RAY LAHOOD, TRANSPORTATION SECRETARY: What Haley said in that article about the idea that we may be too close to GM or Chrysler because the government owns is absolute baloney, and I told him that personally when I saw him this weekend, when he was at the governor's conference and I was there, too. I don't believe it. He shouldn't believe it. And the American people shouldn't believe it. We recall cars when they're not safe, no matter what who the manufacturer is.

BLITZER: All right. That's what he says about your point.

BARBOUR: Yeah, Wolf. Let's talk about what I said. I said in my op-ed piece that Ray LaHood was an honorable, fair-minded guy. What I said was Americans should be concerned about these Congressional hearings, not about what secretary LaHood was going to do. In fact, I went out of my way to say he was a fair person. What I said --

BLITZER: You did raise an issue of --

BARBOUR: These Congressional hearings could lend themselves to just trying to bash Toyota. And I think if you watched them you'd see why I had that concern.

BLITZER: But you did say in the article, and isle read it to you, "The way that Congress and the Obama administration respond to this controversy will have real economic consequences," and you suggested that there was already a rush to judgment. Those were your words.

BARBOUR: I said exactly how -- that -- how they respond. But my concern in there is directly aimed at these hearings.

BLITZER: Not the Obama administration.

BARBOUR: If you go back, you'll see that's what that sentence says.

BLITZER: You're not concerned about the Obama administration.

BARBOUR: I am much less concerned about the Obama administration than these hearings, which is why I wrote it when I wrote it, to coincide with the hearings. I do believe people who watch the hearings can understand my concern. In fact, I would ask them, here's the president of a big Japanese company that's an international company, of course, comes over voluntarily to testify before Congress. What if an American CEO that did this is in Japan or China, went over to testify before their legislature, and got treated this way? What would we think of it?

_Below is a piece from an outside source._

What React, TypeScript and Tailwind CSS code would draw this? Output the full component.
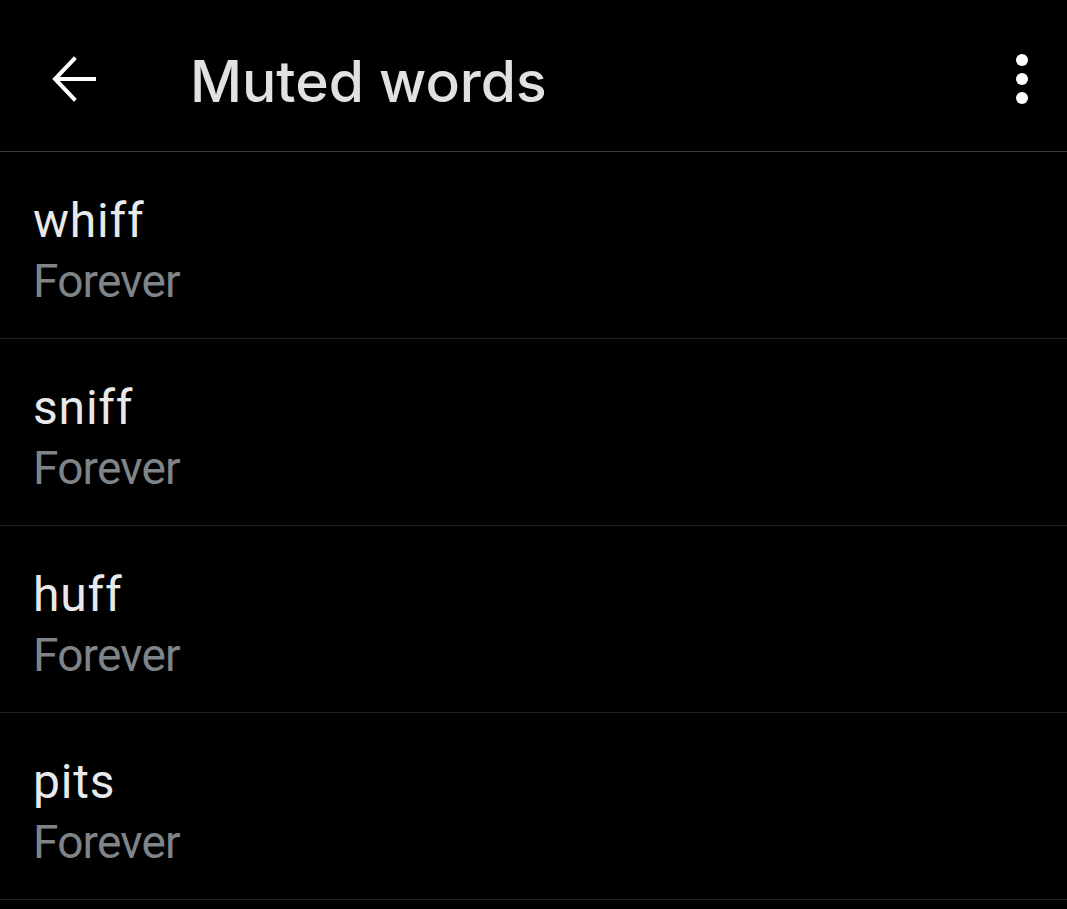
const words = ["whiff", "sniff", "huff", "pits"];

export default function App() {
  return (
    <div
      className="min-h-screen bg-black text-[#e7e9ea]"
      style={{ fontFamily: "Roboto, 'Noto Sans', sans-serif" }}
    >
      <header className="flex h-[152px] items-center border-b border-[#3a3a3c] pt-[6px]">
        <button className="ml-[51px] flex h-[46px] w-[46px] items-center justify-center">
          <svg
            width="46"
            height="46"
            viewBox="0 0 46 46"
            fill="none"
            stroke="#ffffff"
            strokeWidth="4"
            strokeLinecap="square"
          >
            <path d="M43 23H5" />
            <path d="M23 3 4 23l19 20" />
          </svg>
        </button>
        <h1
          className="ml-[93px] mt-[6px] text-[57px] font-medium text-[#e1e1e1]"
          style={{ fontFamily: "Inter, Roboto, sans-serif" }}
        >
          Muted words
        </h1>
        <button className="ml-auto mr-[39px] flex flex-col items-center gap-[7px]">
          <span className="h-[12px] w-[12px] rounded-full bg-white" />
          <span className="h-[12px] w-[12px] rounded-full bg-white" />
          <span className="h-[12px] w-[12px] rounded-full bg-white" />
        </button>
      </header>
      <ul>
        {words.map((w) => (
          <li
            key={w}
            className="border-b border-[#1f1f21] pl-[33px] pt-[39px] pb-[27px] leading-[60px]"
          >
            <div className="text-[48px] tracking-[0.8px] text-[#e7e9ea]">{w}</div>
            <div className="text-[46px] tracking-[-0.8px] text-[#7f8489]">Forever</div>
          </li>
        ))}
      </ul>
    </div>
  );
}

BLITZER: When you say "got treated this way," he was shown respect during these hearings today, wasn't he?

BARBOUR: I thought he got beat up -- I thought there was a lot of edge in what several of the people said. But I will say he comported himself in a way that made it plain, look, I'm here, I want to answer your questions, Toyota doesn't have anything to hide, we're proud of this company and the quality of work it does. I do think if you listen through there you could hear plaintiffs' lawyers' echoes in the background who are hoping this is going to be a great big payday for the plaintiffs' bar. I think you also know that some of the people there, who are very involved in this, are very big promoters of the Detroit automobile companies, which are great companies that we buy lots of cars from in Mississippi, but the government is the biggest stockholder in general motors.

BLITZER: All right. Haley Barbour not backing away from that point even in the face of criticism from Ray LaHood, the secretary of transportation. Go governor, thanks for joining us. Come back.

BARBOUR: Hey, thank you, Wolf.

BLITZER: Tomorrow at that health care summit it will be President Obama versus Republicans. Which side do you think is being more uncooperative? We have some new polling numbers. Stand by.


BLITZER: Lisa Sylvester is monitoring other top stories in THE SITUATION ROOM right now.

What else is going on?

LISA SYLVESTER, CNN CORRESPONDENT: A Sea World Orlando trainer is dead after being attacked by a killer whale. A witness said the trainer just finished explaining what would happen in the show when the whale came out of the water and grabbed her around the waist. Guests were told to leave and the park was closed. The same whale was involved in two other incidents, one in 1999 that left a man dead and another involving the drowning of a trainer from British Columbia. Sea World in San Diego has announced it is closing and suspending their shows. We'll continue to monitor the story.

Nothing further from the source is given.